Often suppliers will also be creating bespoke outputs or deliverables, or adding tools or integrations to their platforms for their customers. The big question is who owns these bespoke elements and what if they overlap with the proprietary IP?
Specific deliverables can be owned by the customer, but great care should be taken in any assignment (transfer of rights) provisions which facilitate this, so that they do not accidently transfer rights in the underlying platform, propriety tech and IP. This is especially the case for integrations or add-ons as often it is extremely hard to separate out the IP in these situations. Suppliers can validly negotiate retention of ownership of these bespoke elements – this protects the core IP, and is a big benefit in terms of reuse of those tools for other customers.
4. Do you need to provide an SLA, and service credits or termination rights – should you try to avoid these?
SLA’s may or may not be reasonable or appropriate, depending on the context of the service. They are often a good thing to offer not least for presentation purposes to give the customer confidence in your processes and professionalism.
But what if the customer starts asking for Service Credits – is this appropriate, how are they calculated, and how do these relate to other remedies? If they are the “sole remedy” they can be a good thing as they avoid you being sued for larger amounts that you did not anticipate; but often they are also linked to termination. However, there are some established industry norms here to create a good balance of protection for the supplier.
5. US Customers – is it ok for the contract to be subject to US law? Is that a risk?

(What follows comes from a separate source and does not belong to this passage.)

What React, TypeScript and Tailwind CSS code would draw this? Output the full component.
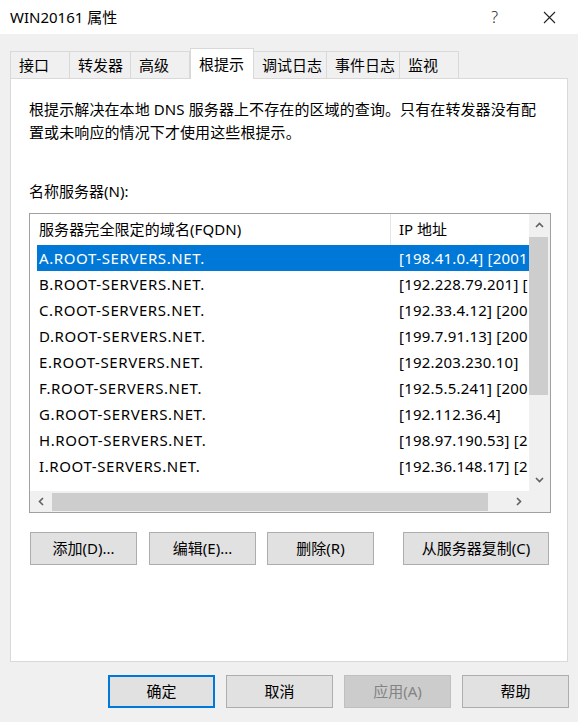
import React from "react";

const tabs = [
  { label: "接口", w: "w-[60px]" },
  { label: "转发器", w: "w-[61px]" },
  { label: "高级", w: "w-[59px]" },
  { label: "根提示", w: "w-[64px]", active: true },
  { label: "调试日志", w: "w-[73px]" },
  { label: "事件日志", w: "w-[73px]" },
  { label: "监视", w: "w-[59px]" },
];

const servers = [
  ["A.ROOT-SERVERS.NET.", "[198.41.0.4] [2001"],
  ["B.ROOT-SERVERS.NET.", "[192.228.79.201] ["],
  ["C.ROOT-SERVERS.NET.", "[192.33.4.12] [200"],
  ["D.ROOT-SERVERS.NET.", "[199.7.91.13] [200"],
  ["E.ROOT-SERVERS.NET.", "[192.203.230.10]"],
  ["F.ROOT-SERVERS.NET.", "[192.5.5.241] [200"],
  ["G.ROOT-SERVERS.NET.", "[192.112.36.4]"],
  ["H.ROOT-SERVERS.NET.", "[198.97.190.53] [2"],
  ["I.ROOT-SERVERS.NET.", "[192.36.148.17] [2"],
];

function Chevron(props: { dir: "up" | "down" | "left" | "right" }) {
  const d = {
    up: "M2 7 L5.5 3.5 L9 7",
    down: "M2 4 L5.5 7.5 L9 4",
    left: "M7 2 L3.5 5.5 L7 9",
    right: "M4 2 L7.5 5.5 L4 9",
  }[props.dir];
  return (
    <svg width="11" height="11" viewBox="0 0 11 11">
      <path d={d} fill="none" stroke="#606060" strokeWidth="1.6" />
    </svg>
  );
}

function Btn(props: { label: string; w?: string; kind?: "default" | "disabled" }) {
  const base = "h-[33px] flex items-center justify-center text-[15px]";
  let cls = "bg-[#e1e1e1] border border-[#adadad] text-black";
  if (props.kind === "default") cls = "bg-[#e1e1e1] border-2 border-[#0078d7] text-black";
  if (props.kind === "disabled") cls = "bg-[#cccccc] border border-[#bfbfbf] text-[#838383]";
  return <div className={`${base} ${cls} ${props.w ?? "w-[107px]"}`}>{props.label}</div>;
}

export default function App() {
  return (
    <div className="w-[578px] h-[722px] bg-[#f0f0f0] overflow-hidden font-['Noto_Sans','Noto_Sans_CJK_SC',sans-serif] text-black">
      {/* title bar */}
      <div className="h-[34px] bg-white flex items-center pl-[10px] text-[15px]">
        <span>WIN20161 属性</span>
        <span className="ml-auto mr-[45px] text-[16px] font-light text-[#222]">?</span>
        <svg width="13" height="13" viewBox="0 0 13 13" className="mr-[22px]">
          <path d="M1 1 L12 12 M12 1 L1 12" stroke="#222" strokeWidth="1.1" />
        </svg>
      </div>

      {/* tabs */}
      <div className="pt-[13px] pl-[10px] flex items-end h-[44px] relative z-10">
        {tabs.map((t) =>
          t.active ? (
            <div
              key={t.label}
              className={`${t.w} h-[31px] bg-white border border-b-0 border-[#d9d9d9] flex items-center pl-[8px] text-[15px] -mb-[1px]`}
            >
              {t.label}
            </div>
          ) : (
            <div
              key={t.label}
              className={`${t.w} h-[27px] bg-[#f0f0f0] border border-b-0 border-l-0 first:border-l border-[#d9d9d9] flex items-center pl-[8px] text-[15px]`}
            >
              {t.label}
            </div>
          )
        )}
      </div>

      {/* panel */}
      <div className="ml-[10px] w-[558px] h-[584px] bg-white border border-[#d9d9d9] pl-[18px] pt-[19px]">
        <p className="text-[15px] leading-[23px] tracking-[0.1px]">
          根提示解决在本地 DNS 服务器上不存在的区域的查询。只有在转发器没有配
          <br />
          置或未响应的情况下才使用这些根提示。
        </p>

        <p className="mt-[36px] text-[15px] leading-[23px]">名称服务器(N):</p>

        {/* list box */}
        <div className="mt-[10px] w-[522px] h-[300px] border border-[#a0a0a0] grid grid-cols-[1fr_21px] grid-rows-[1fr_21px] overflow-hidden">
          <div className="overflow-hidden text-[15px]">
            <div className="h-[31px] flex items-center">
              <div className="w-[360px] pl-[9px] h-full flex items-center tracking-[0.1px]">服务器完全限定的域名(FQDN)</div>
              <div className="flex-1 h-full border-l border-[#e5e5e5] pl-[8px] flex items-center">IP 地址</div>
            </div>
            {servers.map(([name, ip], i) => (
              <div
                key={name}
                className={`h-[26px] ml-[7px] flex items-center whitespace-nowrap tracking-[0.6px] ${
                  i === 0 ? "bg-[#0078d7] text-white" : ""
                }`}
              >
                <div className="w-[353px] pl-[2px]">{name}</div>
                <div className="flex-1 pl-[9px] overflow-hidden tracking-[0.2px]">{ip}</div>
              </div>
            ))}
          </div>

          {/* vertical scrollbar */}
          <div className="bg-[#f0f0f0] flex flex-col">
            <div className="h-[23px] flex items-center justify-center">
              <Chevron dir="up" />
            </div>
            <div className="h-[158px] bg-[#cdcdcd] mr-[2px]" />
            <div className="flex-1" />
            <div className="h-[23px] flex items-center justify-center">
              <Chevron dir="down" />
            </div>
          </div>

          {/* horizontal scrollbar */}
          <div className="bg-[#f0f0f0] flex items-center">
            <div className="w-[22px] flex justify-center">
              <Chevron dir="left" />
            </div>
            <div className="w-[436px] h-[18px] bg-[#cdcdcd]" />
            <div className="flex-1" />
            <div className="w-[21px] flex justify-center">
              <Chevron dir="right" />
            </div>
          </div>
          <div className="bg-[#f0f0f0]" />
        </div>

        {/* list actions */}
        <div className="mt-[19px] ml-[1px] flex">
          <Btn label="添加(D)..." />
          <div className="ml-[12px]">
            <Btn label="编辑(E)..." />
          </div>
          <div className="ml-[11px]">
            <Btn label="删除(R)" />
          </div>
          <div className="ml-[29px]">
            <Btn label="从服务器复制(C)" w="w-[146px]" />
          </div>
        </div>
      </div>

      {/* dialog buttons */}
      <div className="mt-[13px] pl-[108px] flex gap-[11px]">
        <Btn label="确定" kind="default" />
        <Btn label="取消" />
        <Btn label="应用(A)" kind="disabled" />
        <Btn label="帮助" />
      </div>
    </div>
  );
}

Running a global business with customers in multiple territories can be challenging. This relates to a degree to the “applicable law” points in Part 2 below about what rules you need to comply with. But separately the whole contract itself will have a law and jurisdiction clause which says which law applies when interpreting the contract and which country’s court will assess any dispute. If you are based in the UK, English law is preferable and this is often acceptable to customers from other countries.
US law brings different risks
However, often (and almost always with US customers) the customer will ask for the relevant law and jurisdiction to be that of their home country. The resolution here often comes down to who has the most power, and that will often be the customer. US law is not a disaster, but you should be aware of the additional risks and financial liabilities this can bring with it, and when is it ok to push back.